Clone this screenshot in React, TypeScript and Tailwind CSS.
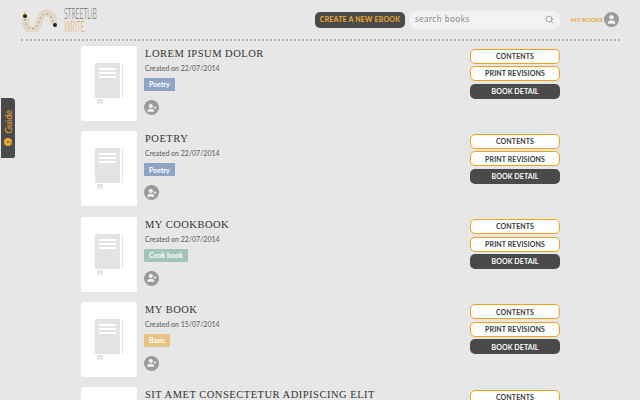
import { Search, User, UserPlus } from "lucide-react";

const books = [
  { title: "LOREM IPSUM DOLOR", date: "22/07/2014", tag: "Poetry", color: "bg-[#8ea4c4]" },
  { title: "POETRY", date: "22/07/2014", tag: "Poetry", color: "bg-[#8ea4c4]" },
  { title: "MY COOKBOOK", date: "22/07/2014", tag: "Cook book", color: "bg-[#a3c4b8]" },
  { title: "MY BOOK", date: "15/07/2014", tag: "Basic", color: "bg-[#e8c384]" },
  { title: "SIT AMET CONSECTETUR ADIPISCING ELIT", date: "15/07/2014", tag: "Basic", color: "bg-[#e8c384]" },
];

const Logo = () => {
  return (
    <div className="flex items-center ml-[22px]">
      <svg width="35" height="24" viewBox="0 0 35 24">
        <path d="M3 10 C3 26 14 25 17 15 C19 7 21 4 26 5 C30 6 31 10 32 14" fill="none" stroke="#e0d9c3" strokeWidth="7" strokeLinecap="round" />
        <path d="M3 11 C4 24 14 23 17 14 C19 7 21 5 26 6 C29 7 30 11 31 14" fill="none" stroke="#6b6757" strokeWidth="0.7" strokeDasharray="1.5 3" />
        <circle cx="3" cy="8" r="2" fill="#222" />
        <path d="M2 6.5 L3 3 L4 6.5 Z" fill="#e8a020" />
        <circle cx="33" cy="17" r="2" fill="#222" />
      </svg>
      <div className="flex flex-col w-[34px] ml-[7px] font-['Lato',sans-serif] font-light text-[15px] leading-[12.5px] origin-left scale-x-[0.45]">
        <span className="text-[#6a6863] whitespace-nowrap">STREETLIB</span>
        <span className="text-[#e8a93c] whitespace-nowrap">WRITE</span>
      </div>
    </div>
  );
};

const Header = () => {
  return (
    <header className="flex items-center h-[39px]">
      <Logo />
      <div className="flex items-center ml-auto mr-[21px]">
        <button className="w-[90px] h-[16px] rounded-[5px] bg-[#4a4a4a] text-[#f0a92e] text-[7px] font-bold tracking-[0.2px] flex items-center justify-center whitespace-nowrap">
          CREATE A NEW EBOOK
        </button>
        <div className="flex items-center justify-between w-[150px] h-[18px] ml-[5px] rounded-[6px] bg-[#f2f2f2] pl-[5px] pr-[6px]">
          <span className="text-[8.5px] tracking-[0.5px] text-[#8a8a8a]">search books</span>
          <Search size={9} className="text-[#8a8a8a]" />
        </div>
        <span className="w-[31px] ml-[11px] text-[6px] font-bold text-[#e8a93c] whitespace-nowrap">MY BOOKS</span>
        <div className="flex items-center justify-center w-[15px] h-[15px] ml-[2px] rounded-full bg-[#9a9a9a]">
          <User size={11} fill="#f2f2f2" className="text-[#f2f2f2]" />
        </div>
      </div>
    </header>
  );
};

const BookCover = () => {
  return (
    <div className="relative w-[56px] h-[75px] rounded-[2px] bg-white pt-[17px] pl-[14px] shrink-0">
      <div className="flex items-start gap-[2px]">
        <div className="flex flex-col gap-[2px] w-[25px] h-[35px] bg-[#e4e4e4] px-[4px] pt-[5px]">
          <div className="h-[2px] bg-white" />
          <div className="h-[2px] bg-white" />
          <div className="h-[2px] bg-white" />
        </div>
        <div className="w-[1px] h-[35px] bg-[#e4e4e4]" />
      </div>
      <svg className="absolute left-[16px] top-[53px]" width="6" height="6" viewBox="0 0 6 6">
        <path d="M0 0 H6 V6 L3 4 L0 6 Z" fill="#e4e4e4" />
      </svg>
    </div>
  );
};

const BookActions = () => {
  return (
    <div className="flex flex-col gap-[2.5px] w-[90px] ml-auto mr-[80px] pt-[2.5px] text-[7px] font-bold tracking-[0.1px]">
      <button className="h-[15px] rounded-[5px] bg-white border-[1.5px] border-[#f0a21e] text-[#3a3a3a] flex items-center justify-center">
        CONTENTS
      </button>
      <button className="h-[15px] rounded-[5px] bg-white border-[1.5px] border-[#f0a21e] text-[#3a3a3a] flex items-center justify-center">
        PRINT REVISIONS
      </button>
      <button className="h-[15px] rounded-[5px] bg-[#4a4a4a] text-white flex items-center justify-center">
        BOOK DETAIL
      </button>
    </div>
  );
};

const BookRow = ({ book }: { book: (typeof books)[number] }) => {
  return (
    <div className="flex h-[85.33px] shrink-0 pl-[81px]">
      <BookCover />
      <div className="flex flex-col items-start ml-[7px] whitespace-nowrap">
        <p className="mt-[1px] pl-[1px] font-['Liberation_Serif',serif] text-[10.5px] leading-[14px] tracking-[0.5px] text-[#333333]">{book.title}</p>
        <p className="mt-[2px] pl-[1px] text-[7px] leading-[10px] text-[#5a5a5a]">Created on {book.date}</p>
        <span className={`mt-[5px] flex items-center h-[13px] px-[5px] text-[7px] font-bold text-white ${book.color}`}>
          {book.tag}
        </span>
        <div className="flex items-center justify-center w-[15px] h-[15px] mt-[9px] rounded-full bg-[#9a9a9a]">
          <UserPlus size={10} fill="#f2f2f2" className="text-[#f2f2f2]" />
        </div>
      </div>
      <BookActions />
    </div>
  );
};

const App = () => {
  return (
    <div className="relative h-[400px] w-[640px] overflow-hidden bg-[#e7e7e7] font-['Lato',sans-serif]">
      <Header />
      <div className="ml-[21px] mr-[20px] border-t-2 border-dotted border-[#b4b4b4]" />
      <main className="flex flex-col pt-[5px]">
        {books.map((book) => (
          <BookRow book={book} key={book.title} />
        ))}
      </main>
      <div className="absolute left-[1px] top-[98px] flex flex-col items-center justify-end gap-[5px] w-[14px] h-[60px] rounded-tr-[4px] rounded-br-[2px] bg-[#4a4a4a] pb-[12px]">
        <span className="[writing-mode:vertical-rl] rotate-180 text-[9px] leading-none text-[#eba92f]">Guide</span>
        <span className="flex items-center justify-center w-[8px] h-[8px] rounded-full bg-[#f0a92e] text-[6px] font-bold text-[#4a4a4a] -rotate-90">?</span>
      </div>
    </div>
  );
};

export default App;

***

*Instructions to follow*
From the opening line of the listing above through the line bearing "Search, User, UserPlus", repeat each line exactly. Drop every picture.

*Result for this exercise*
Clone this screenshot in React, TypeScript and Tailwind CSS.
import { Search, User, UserPlus } from "lucide-react";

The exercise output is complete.